The first theory/hypothesis is that humans that I blind can sense emotion through the eyes, using alternative pathways in the brain. These pathways only stand a chance when the visual-cortex is out of buisness. It seemed legit to me.
Another theory was presented by Michael Persinger, that human thought can cross spaces using Earth’s magnetic field. I’m not an expert, but nothing in my education goes against this theory, but a few problems remain: A scale problem, and a computational problem. If I stand near a roadsign, I’ll exert a gravitational pull on it. This is logic. However this force has no real world impact, due to scale. The force between me and the road sign is being overpowered by Earth itself. Add to that the host of other physical factors I forgot about. If we humans are connected via Earth’s magnetic field, we’re talking 6 billion people. Now there is a computational problem. How does the brain wade through all that noise, to find the relevant information ?!?

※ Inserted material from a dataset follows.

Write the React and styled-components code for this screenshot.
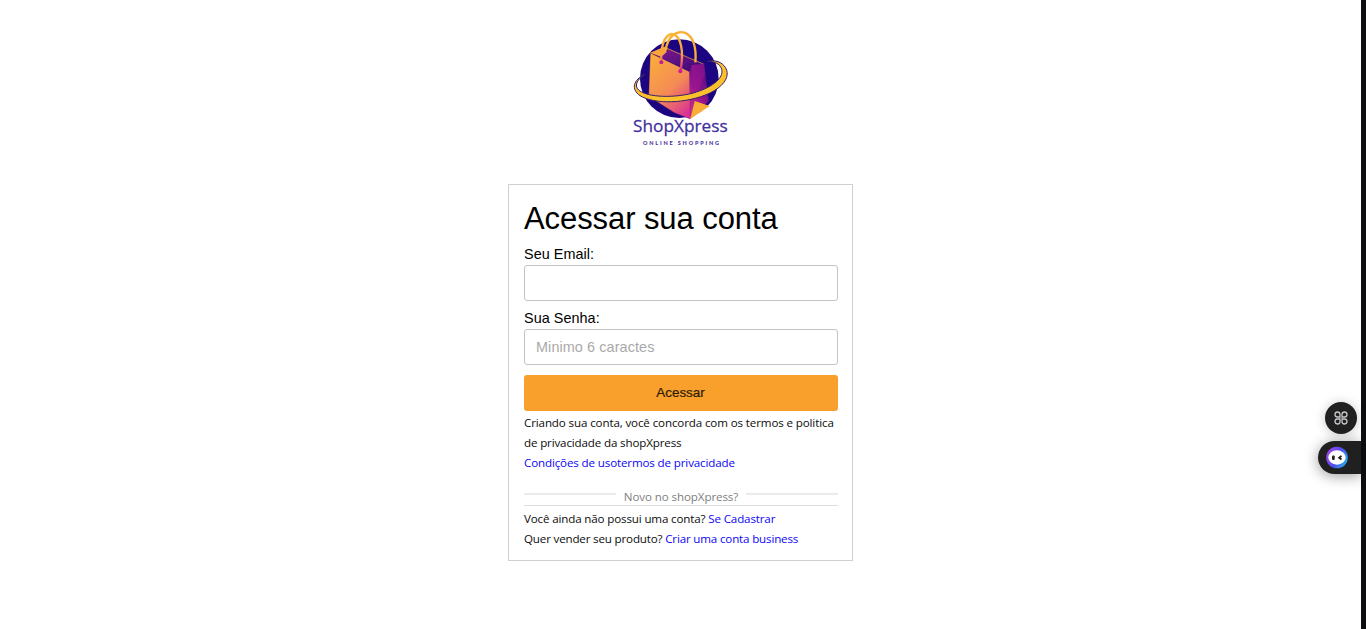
import React from 'react';
import styled, { createGlobalStyle } from 'styled-components';

const GlobalStyle = createGlobalStyle`
  * { box-sizing: border-box; }
  body { margin: 0; background: #fff; overflow: hidden; font-family: "Liberation Sans", Arial, sans-serif; color: #000; }
  h1, p { margin: 0; }
`;

const Page = styled.div`
  display: flex;
  height: 629px;
`;

const Main = styled.main`
  flex: 1;
  display: flex;
  flex-direction: column;
  align-items: center;
  padding-top: 20px;
`;

const EdgeStrip = styled.div`
  width: 5px;
  background: #0c0e0f;
`;

const LogoArt = styled.svg`
  display: block;
  width: 120px;
  height: 135px;
  flex: none;
`;

const Card = styled.section`
  width: 345px;
  height: 377px;
  margin-top: 29px;
  padding: 14px 14px 0 15px;
  border: 1px solid #d0d0d0;
`;

const Title = styled.h1`
  font-size: 31px;
  line-height: 40px;
  font-weight: 400;
  letter-spacing: -0.08px;
  white-space: nowrap;
`;

const Field = styled.label`
  display: block;
  margin-top: ${(p) => p.$gap}px;
  font-size: 14.4px;
  line-height: 18px;
  letter-spacing: 0.05px;
`;

const Input = styled.input`
  display: block;
  width: 314px;
  height: 36px;
  margin-top: 2px;
  padding: 0 11px;
  border: 1px solid #c3c3c3;
  border-radius: 3px;
  background: #fff;
  font: 14.4px "Liberation Sans", Arial, sans-serif;
  letter-spacing: 0.1px;
  outline: none;
  &::placeholder { color: #a9a9a9; opacity: 1; }
`;

const Submit = styled.button`
  display: block;
  width: 314px;
  height: 36px;
  margin-top: 10px;
  padding: 0 1px 2px 0;
  border: 0;
  border-radius: 3px;
  background: #f8a02b;
  color: #2b1c08;
  font: 13.4px "Liberation Sans", Arial, sans-serif;
  -webkit-text-stroke: 0.2px #2b1c08;
`;

const Terms = styled.div`
  padding-top: 2px;
`;

const Small = styled.p`
  height: 20px;
  font-family: "Open Sans", "Segoe UI", sans-serif;
  font-size: 11.6px;
  line-height: 19px;
  color: #0c0c0c;
  white-space: nowrap;
  letter-spacing: ${(p) => p.$track || 0}px;
`;

const Link = styled.a`
  color: #0c06f5;
`;

const Divider = styled.div`
  display: flex;
  align-items: center;
  height: 21px;
  margin-top: 12px;
  padding-top: 2px;
  border-bottom: 1px solid #dedede;
  margin-bottom: 3px;
`;

const Rule = styled.span`
  flex: 1;
  height: 2px;
  margin-top: -4px;
  background: #ebebeb;
`;

const DividerText = styled(Small)`
  padding: 2px 8px 0;
  height: 22px;
  color: #808080;
`;

const Widgets = styled.aside`
  position: fixed;
  right: 5px;
  top: 402px;
  display: flex;
  flex-direction: column;
  align-items: flex-end;
  gap: 7px;
`;

const RoundButton = styled.div`
  width: 32px;
  height: 32px;
  margin-right: 4px;
  border-radius: 50%;
  background: #202021;
  display: grid;
  place-items: center;
  box-shadow: 0 1px 12px rgba(0, 0, 0, 0.22);
`;

const TabButton = styled.div`
  width: 43px;
  height: 33px;
  padding-left: 7px;
  border-radius: 17px 0 0 17px;
  background: #202021;
  display: flex;
  align-items: center;
  box-shadow: 0 2px 14px rgba(0, 0, 0, 0.4);
`;

function Logo() {
  return (
    <LogoArt viewBox="3 0 360 405" role="img" aria-label="ShopXpress">
      <defs>
        <linearGradient id="front" x1="0.2" y1="0" x2="0.8" y2="1">
          <stop offset="0" stopColor="#f9ac3c" />
          <stop offset="0.55" stopColor="#f58a55" />
          <stop offset="1" stopColor="#d93292" />
        </linearGradient>
        <linearGradient id="side" x1="0.8" y1="0" x2="0.2" y2="1">
          <stop offset="0" stopColor="#4b0a84" />
          <stop offset="0.5" stopColor="#8d148d" />
          <stop offset="1" stopColor="#d52d86" />
        </linearGradient>
        <linearGradient id="inner" x1="0" y1="0" x2="1" y2="1">
          <stop offset="0" stopColor="#8c1b91" />
          <stop offset="1" stopColor="#350875" />
        </linearGradient>
        <linearGradient id="strap" x1="0" y1="0" x2="0" y2="1">
          <stop offset="0" stopColor="#fbb52e" />
          <stop offset="0.55" stopColor="#f6a047" />
          <stop offset="1" stopColor="#d02491" />
        </linearGradient>
      </defs>
      <circle cx="178" cy="176" r="118" fill="#1d0480" />
      <path d="M91 99 L134 80 L252 133 L209 153 Z" fill="url(#inner)" />
      <path d="M91 99 L134 80 L140 96 L124 110 Z" fill="#f7a63d" />
      <path d="M91 99 L209 155 L211 297 L163 278 L86 229 Z" fill="url(#front)" stroke="#3b0962" strokeWidth="1" />
      <path d="M91 99 L134 82 L252 133" fill="none" stroke="#f7a63d" strokeWidth="2" />
      <path d="M209 155 L215 135 L252 131 L266 243 L211 297 Z" fill="url(#side)" />
      <path d="M215 135 L252 131 L256 162 L224 240 Z" fill="#a3168f" opacity="0.55" />
      <path d="M211 297 L224 243 L269 258 Z" fill="#f9ad38" />
      <path d="M137 91 C142 50 169 31 194 38 C220 48 230 83 226 127" fill="none" stroke="#f8b034" strokeWidth="7" />
      <path d="M124 130 C121 83 132 45 155 42 C183 44 193 92 181 155" fill="none" stroke="url(#strap)" strokeWidth="7" />
      <circle cx="124" cy="127" r="6" fill="#c81c91" />
      <circle cx="181" cy="154" r="6" fill="#c81c91" />
      <path
        d="M74 163 C40 180 32 207 60 227 C104 254 200 251 268 220 C313 198 332 168 316 142 C305 126 287 119 262 124 C291 124 305 137 306 154 C306 178 275 203 220 219 C163 234 85 233 57 211 C42 199 49 180 74 163 Z"
        fill="#fbc02c"
        stroke="#35206e"
        strokeWidth="3"
      />
      <text x="39" y="336" textLength="284" lengthAdjust="spacingAndGlyphs" fontFamily="Open Sans, sans-serif" fontSize="51" fill="#41309b" stroke="#41309b" strokeWidth="0.8">ShopXpress</text>
      <text x="69" y="374" textLength="228" fontFamily="Lato, sans-serif" fontWeight="900" fontSize="16.5" fill="#44339a">ONLINE SHOPPING</text>
    </LogoArt>
  );
}

function CommandIcon() {
  return (
    <svg width="14" height="14" viewBox="0 0 14 14" fill="none" stroke="#c6c6ca" strokeWidth="1.3">
      <path d="M6 6H3.3A2.5 2.5 0 1 1 6 3.3Z" />
      <path d="M8 6V3.3A2.5 2.5 0 1 1 10.7 6Z" />
      <path d="M6 8V10.7A2.5 2.5 0 1 1 3.3 8Z" />
      <path d="M8 8H10.7A2.5 2.5 0 1 1 8 10.7Z" />
    </svg>
  );
}

function AssistantIcon() {
  return (
    <svg width="24" height="24" viewBox="0 0.5 24 24">
      <defs>
        <linearGradient id="ring" x1="0" y1="0.3" x2="1" y2="0.8">
          <stop offset="0" stopColor="#a345e8" />
          <stop offset="0.5" stopColor="#4e4df0" />
          <stop offset="1" stopColor="#20b8e4" />
        </linearGradient>
      </defs>
      <circle cx="12" cy="12" r="10.8" fill="url(#ring)" />
      <ellipse cx="12" cy="12" rx="8.7" ry="7.2" fill="#fff" />
      <rect x="7" y="10" width="2.7" height="4.4" rx="1" fill="#202021" />
      <path d="M16.5 10.4 L14.1 12.2 L16.5 14" fill="none" stroke="#202021" strokeWidth="1.8" />
    </svg>
  );
}

export default function App() {
  return (
    <Page>
      <GlobalStyle />
      <Main>
        <Logo />
        <Card>
          <Title>Acessar sua conta</Title>
          <Field $gap={6}>
            Seu Email:
            <Input type="email" />
          </Field>
          <Field $gap={8}>
            Sua Senha:
            <Input type="password" placeholder="Minimo 6 caractes" />
          </Field>
          <Submit>Acessar</Submit>
          <Terms>
            <Small $track={-0.13}>Criando sua conta, você concorda com os termos e politica</Small>
            <Small $track={-0.15}>de privacidade da shopXpress</Small>
            <Small $track={-0.14}>
              <Link>Condições de usotermos de privacidade</Link>
            </Small>
          </Terms>
          <Divider>
            <Rule />
            <DividerText $track={-0.11}>Novo no shopXpress?</DividerText>
            <Rule />
          </Divider>
          <Small $track={-0.15}>
            Você ainda não possui uma conta? <Link>Se Cadastrar</Link>
          </Small>
          <Small $track={-0.17}>
            Quer vender seu produto? <Link>Criar uma conta business</Link>
          </Small>
        </Card>
      </Main>
      <EdgeStrip />
      <Widgets>
        <RoundButton>
          <CommandIcon />
        </RoundButton>
        <TabButton>
          <AssistantIcon />
        </TabButton>
      </Widgets>
    </Page>
  );
}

A Third theory was that humans can somewhat predict the future. How is this possible? I can’t help think of Laplace’s Demon and quantum theory. They solve this by introducing Michio Kaku, that explains that antimatter is in fact ordinary matter, travelling back in time. Now we’re faced with the problem of explaining how matter and antimatter interacts without annihilating. The Tevatron particle-collider has been using protons and antiprotons for years. Everytime they collide, they annihilate. Why would the human brain be an exception to this part of physics ?!?
This show is usually quite provocative and offers a good chance to think about things, but this time I around I had trouble weeding out the bullshit. I’m quite sure it is there….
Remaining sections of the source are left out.